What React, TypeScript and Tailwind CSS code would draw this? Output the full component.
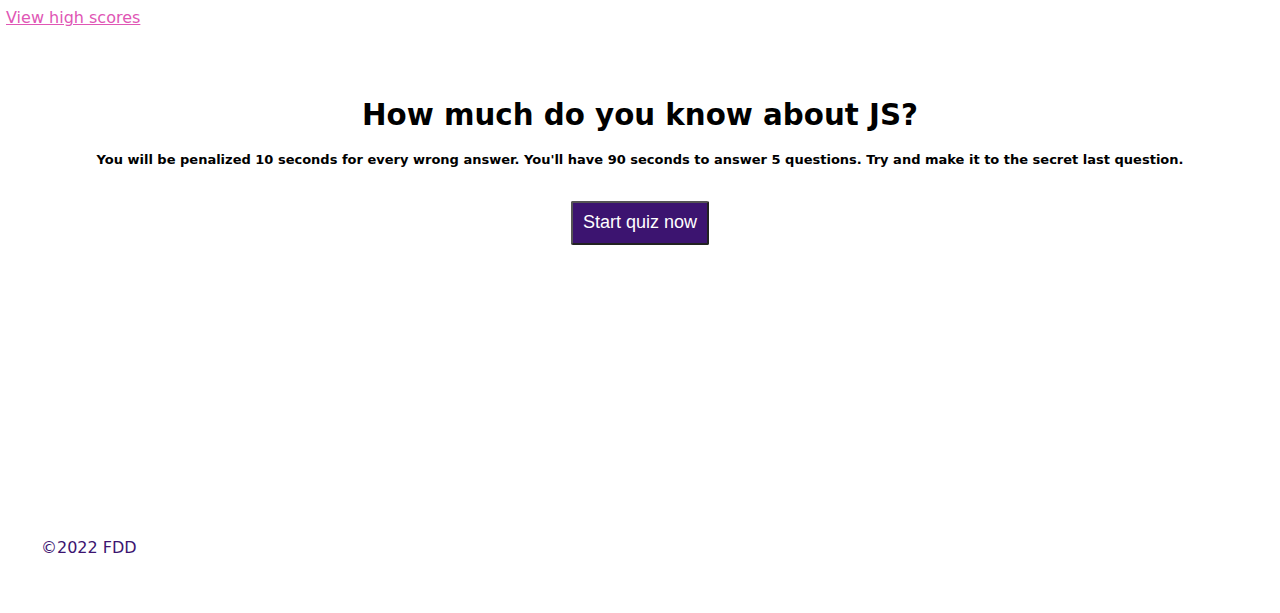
import React from "react"

const App: React.FC = () => {
  return (
    <div className="h-[613px] flex flex-col bg-white font-['DejaVu_Sans',Verdana,sans-serif] text-black">
      <header className="px-[6px] pt-[6px]">
        <a href="#" className="text-[16px] leading-[24px] text-[#e056b5] underline">
          View high scores
        </a>
      </header>

      <main className="flex flex-col items-center text-center mt-[67px]">
        <h1 className="text-[29.3px] leading-[36px] font-bold">How much do you know about JS?</h1>
        <p className="mt-[17px] text-[13px] font-bold">
          You will be penalized 10 seconds for every wrong answer. You'll have 90 seconds to answer 5 questions. Try and make it to the secret last question.
        </p>
        <button className="mt-[31px] h-[44px] px-[10px] bg-[#3c1470] text-white text-[18px] font-['Liberation_Sans',Arial,sans-serif] border-2 border-[#555] border-b-[#222] border-r-[#222] rounded-[2px]">
          Start quiz now
        </button>
      </main>

      <footer className="mt-auto mb-[53px] px-[41px] text-[16px] text-[#3c1470]">©2022 FDD</footer>
    </div>
  )
}

export default App
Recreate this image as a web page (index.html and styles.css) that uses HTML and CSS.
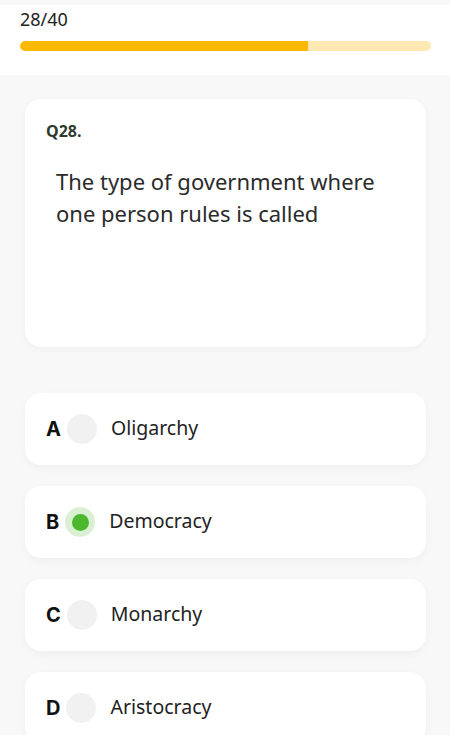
FILE: index.html
```html
<!doctype html>
<html lang="en">
  <head>
    <meta charset="UTF-8" />
    <meta name="viewport" content="width=device-width, initial-scale=1.0" />
    <title>Quiz</title>
    <link rel="stylesheet" href="styles.css">
  </head>
  <body>
    <header class="progress-header">
      <div class="count">28/40</div>
      <div class="bar">
        <div class="bar-fill" style="width: 70%"></div>
      </div>
    </header>

    <main class="quiz">
      <section class="question-card">
        <div class="q-number">Q28.</div>
        <p class="q-text">The type of government where one person rules is called</p>
      </section>

      <ul class="options">
        <li class="option">
          <span class="letter">A</span>
          <span class="radio"></span>
          <span class="label">Oligarchy</span>
        </li>
        <li class="option selected">
          <span class="letter">B</span>
          <span class="radio"></span>
          <span class="label">Democracy</span>
        </li>
        <li class="option">
          <span class="letter">C</span>
          <span class="radio"></span>
          <span class="label">Monarchy</span>
        </li>
        <li class="option">
          <span class="letter">D</span>
          <span class="radio"></span>
          <span class="label">Aristocracy</span>
        </li>
      </ul>
    </main>
  </body>
</html>
```

FILE: styles.css
```css
* {
  margin: 0;
  padding: 0;
  box-sizing: border-box;
}

body {
  font-family: 'Noto Sans', 'Open Sans', sans-serif;
  background: #f8f8f8;
  color: #2b2b2b;
  padding-top: 5px;
  overflow: hidden;
}

.progress-header {
  background: #fff;
  padding: 2px 19px 24px 20px;
}

.count {
  font-size: 18px;
  line-height: 24px;
  color: #222;
}

.bar {
  margin-top: 10px;
  height: 10px;
  border-radius: 5px;
  background: #ffe8b2;
  overflow: hidden;
}

.bar-fill {
  height: 100%;
  background: #ffb800;
  border-radius: 5px 0 0 5px;
}

.quiz {
  padding: 24px 24px 0 25px;
}

.question-card {
  background: #fff;
  border-radius: 16px;
  height: 248px;
  padding: 21px 21px;
  box-shadow: 0 2px 6px rgba(0, 0, 0, 0.04);
}

.q-number {
  font-size: 16px;
  font-weight: 700;
  color: #2f3a30;
}

.q-text {
  margin-top: 23px;
  padding-left: 10px;
  font-size: 22px;
  line-height: 32px;
  color: #2b2b2b;
  max-width: 350px;
}

.options {
  list-style: none;
  margin-top: 46px;
  display: flex;
  flex-direction: column;
  gap: 21px;
}

.option {
  background: #fff;
  border-radius: 16px;
  height: 72px;
  padding: 0 21px;
  display: flex;
  align-items: center;
  box-shadow: 0 3px 8px rgba(0, 0, 0, 0.04);
}

.letter {
  font-family: Inter, 'Liberation Sans', sans-serif;
  font-weight: 700;
  font-size: 20px;
  color: #111;
  margin-right: 6px;
}

.radio {
  width: 30px;
  height: 30px;
  border-radius: 50%;
  background: #f1f1f1;
  margin-right: 14px;
  display: flex;
  align-items: center;
  justify-content: center;
}

.option.selected .radio {
  background: #d9f0d2;
}

.option.selected .radio::after {
  content: '';
  width: 17px;
  height: 17px;
  border-radius: 50%;
  background: #4cb82f;
}

.label {
  font-size: 19.5px;
  line-height: 1;
  padding-bottom: 3px;
  color: #222;
}
```
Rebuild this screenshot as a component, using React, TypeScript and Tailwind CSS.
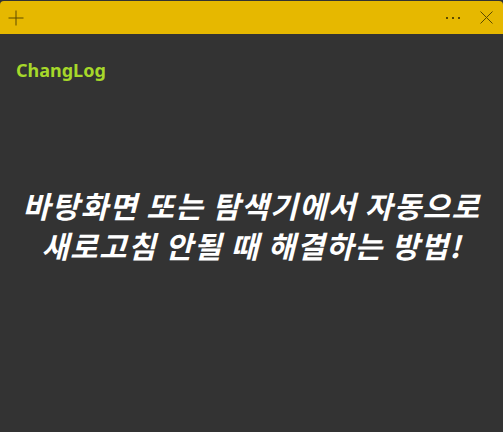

□ □ □ □ □ □ □

Everything from the top line of the data down to and including the line with "export default App" is to be copied, except the pictures.

What React, TypeScript and Tailwind CSS code would draw this? Output the full component.
import React from "react"

const App: React.FC = () => {
  return (
    <div className="h-[613px] flex flex-col bg-white font-['DejaVu_Sans',Verdana,sans-serif] text-black">
      <header className="px-[6px] pt-[6px]">
        <a href="#" className="text-[16px] leading-[24px] text-[#e056b5] underline">
          View high scores
        </a>
      </header>

      <main className="flex flex-col items-center text-center mt-[67px]">
        <h1 className="text-[29.3px] leading-[36px] font-bold">How much do you know about JS?</h1>
        <p className="mt-[17px] text-[13px] font-bold">
          You will be penalized 10 seconds for every wrong answer. You'll have 90 seconds to answer 5 questions. Try and make it to the secret last question.
        </p>
        <button className="mt-[31px] h-[44px] px-[10px] bg-[#3c1470] text-white text-[18px] font-['Liberation_Sans',Arial,sans-serif] border-2 border-[#555] border-b-[#222] border-r-[#222] rounded-[2px]">
          Start quiz now
        </button>
      </main>

      <footer className="mt-auto mb-[53px] px-[41px] text-[16px] text-[#3c1470]">©2022 FDD</footer>
    </div>
  )
}

export default App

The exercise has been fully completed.